Write out the material exactly. Do not include the pictures.

-- START OF Provided material --

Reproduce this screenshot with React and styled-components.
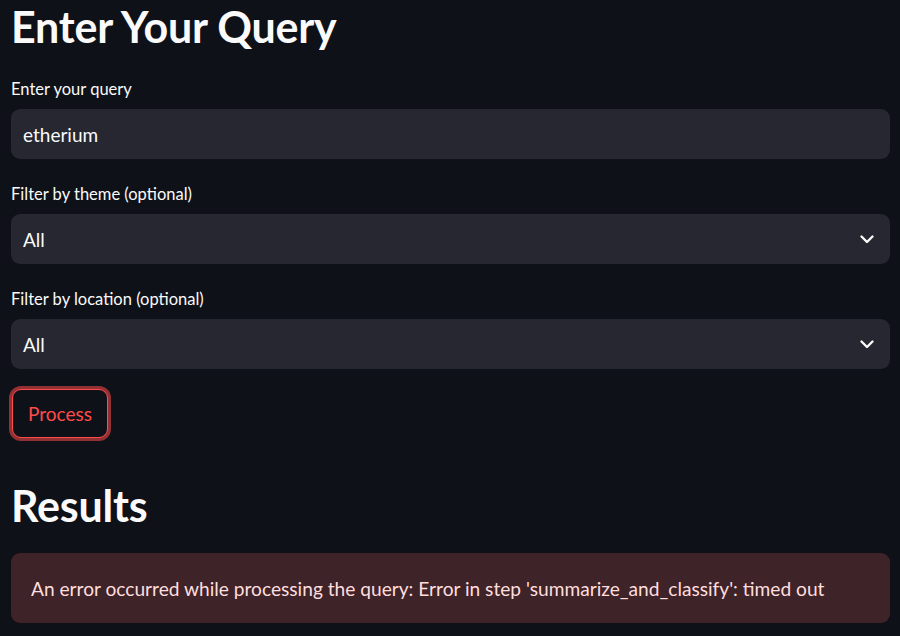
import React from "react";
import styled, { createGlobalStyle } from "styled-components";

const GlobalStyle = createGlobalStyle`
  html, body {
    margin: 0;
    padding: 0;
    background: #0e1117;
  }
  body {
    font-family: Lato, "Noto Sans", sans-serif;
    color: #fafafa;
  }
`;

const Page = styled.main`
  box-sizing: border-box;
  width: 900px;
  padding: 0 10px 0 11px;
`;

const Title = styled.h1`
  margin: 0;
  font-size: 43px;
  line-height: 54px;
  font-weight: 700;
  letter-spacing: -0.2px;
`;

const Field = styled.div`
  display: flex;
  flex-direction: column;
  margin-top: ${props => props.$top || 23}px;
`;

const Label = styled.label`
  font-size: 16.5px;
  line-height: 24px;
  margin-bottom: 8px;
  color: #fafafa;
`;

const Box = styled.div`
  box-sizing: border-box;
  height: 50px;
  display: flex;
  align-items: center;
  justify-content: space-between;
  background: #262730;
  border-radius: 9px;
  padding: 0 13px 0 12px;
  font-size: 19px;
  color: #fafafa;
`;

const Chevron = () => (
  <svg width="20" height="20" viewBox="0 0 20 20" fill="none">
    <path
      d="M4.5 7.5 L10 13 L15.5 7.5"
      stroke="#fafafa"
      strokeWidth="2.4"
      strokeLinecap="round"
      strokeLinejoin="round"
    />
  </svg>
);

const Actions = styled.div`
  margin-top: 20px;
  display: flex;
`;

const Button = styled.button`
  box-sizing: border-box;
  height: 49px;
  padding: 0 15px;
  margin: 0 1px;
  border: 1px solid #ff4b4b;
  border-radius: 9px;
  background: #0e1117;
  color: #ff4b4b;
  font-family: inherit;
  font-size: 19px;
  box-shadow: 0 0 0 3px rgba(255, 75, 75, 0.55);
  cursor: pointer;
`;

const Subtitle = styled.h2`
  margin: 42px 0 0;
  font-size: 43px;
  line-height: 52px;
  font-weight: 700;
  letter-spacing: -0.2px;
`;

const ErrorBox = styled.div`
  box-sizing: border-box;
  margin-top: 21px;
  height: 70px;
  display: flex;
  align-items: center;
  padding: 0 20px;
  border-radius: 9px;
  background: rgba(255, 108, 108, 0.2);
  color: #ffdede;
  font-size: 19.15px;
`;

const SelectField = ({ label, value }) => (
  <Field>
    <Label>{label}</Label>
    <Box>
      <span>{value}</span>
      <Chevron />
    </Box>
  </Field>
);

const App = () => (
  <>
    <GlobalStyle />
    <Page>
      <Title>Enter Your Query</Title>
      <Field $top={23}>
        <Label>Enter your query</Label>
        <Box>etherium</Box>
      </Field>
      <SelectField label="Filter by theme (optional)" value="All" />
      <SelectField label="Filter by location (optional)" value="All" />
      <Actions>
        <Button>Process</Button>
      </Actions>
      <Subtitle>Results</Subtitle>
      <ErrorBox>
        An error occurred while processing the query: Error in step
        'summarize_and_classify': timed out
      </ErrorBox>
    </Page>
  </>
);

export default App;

-- END OF Provided material --

▸ Solution to this problem:
Reproduce this screenshot with React and styled-components.
import React from "react";
import styled, { createGlobalStyle } from "styled-components";

const GlobalStyle = createGlobalStyle`
  html, body {
    margin: 0;
    padding: 0;
    background: #0e1117;
  }
  body {
    font-family: Lato, "Noto Sans", sans-serif;
    color: #fafafa;
  }
`;

const Page = styled.main`
  box-sizing: border-box;
  width: 900px;
  padding: 0 10px 0 11px;
`;

const Title = styled.h1`
  margin: 0;
  font-size: 43px;
  line-height: 54px;
  font-weight: 700;
  letter-spacing: -0.2px;
`;

const Field = styled.div`
  display: flex;
  flex-direction: column;
  margin-top: ${props => props.$top || 23}px;
`;

const Label = styled.label`
  font-size: 16.5px;
  line-height: 24px;
  margin-bottom: 8px;
  color: #fafafa;
`;

const Box = styled.div`
  box-sizing: border-box;
  height: 50px;
  display: flex;
  align-items: center;
  justify-content: space-between;
  background: #262730;
  border-radius: 9px;
  padding: 0 13px 0 12px;
  font-size: 19px;
  color: #fafafa;
`;

const Chevron = () => (
  <svg width="20" height="20" viewBox="0 0 20 20" fill="none">
    <path
      d="M4.5 7.5 L10 13 L15.5 7.5"
      stroke="#fafafa"
      strokeWidth="2.4"
      strokeLinecap="round"
      strokeLinejoin="round"
    />
  </svg>
);

const Actions = styled.div`
  margin-top: 20px;
  display: flex;
`;

const Button = styled.button`
  box-sizing: border-box;
  height: 49px;
  padding: 0 15px;
  margin: 0 1px;
  border: 1px solid #ff4b4b;
  border-radius: 9px;
  background: #0e1117;
  color: #ff4b4b;
  font-family: inherit;
  font-size: 19px;
  box-shadow: 0 0 0 3px rgba(255, 75, 75, 0.55);
  cursor: pointer;
`;

const Subtitle = styled.h2`
  margin: 42px 0 0;
  font-size: 43px;
  line-height: 52px;
  font-weight: 700;
  letter-spacing: -0.2px;
`;

const ErrorBox = styled.div`
  box-sizing: border-box;
  margin-top: 21px;
  height: 70px;
  display: flex;
  align-items: center;
  padding: 0 20px;
  border-radius: 9px;
  background: rgba(255, 108, 108, 0.2);
  color: #ffdede;
  font-size: 19.15px;
`;

const SelectField = ({ label, value }) => (
  <Field>
    <Label>{label}</Label>
    <Box>
      <span>{value}</span>
      <Chevron />
    </Box>
  </Field>
);

const App = () => (
  <>
    <GlobalStyle />
    <Page>
      <Title>Enter Your Query</Title>
      <Field $top={23}>
        <Label>Enter your query</Label>
        <Box>etherium</Box>
      </Field>
      <SelectField label="Filter by theme (optional)" value="All" />
      <SelectField label="Filter by location (optional)" value="All" />
      <Actions>
        <Button>Process</Button>
      </Actions>
      <Subtitle>Results</Subtitle>
      <ErrorBox>
        An error occurred while processing the query: Error in step
        'summarize_and_classify': timed out
      </ErrorBox>
    </Page>
  </>
);

export default App;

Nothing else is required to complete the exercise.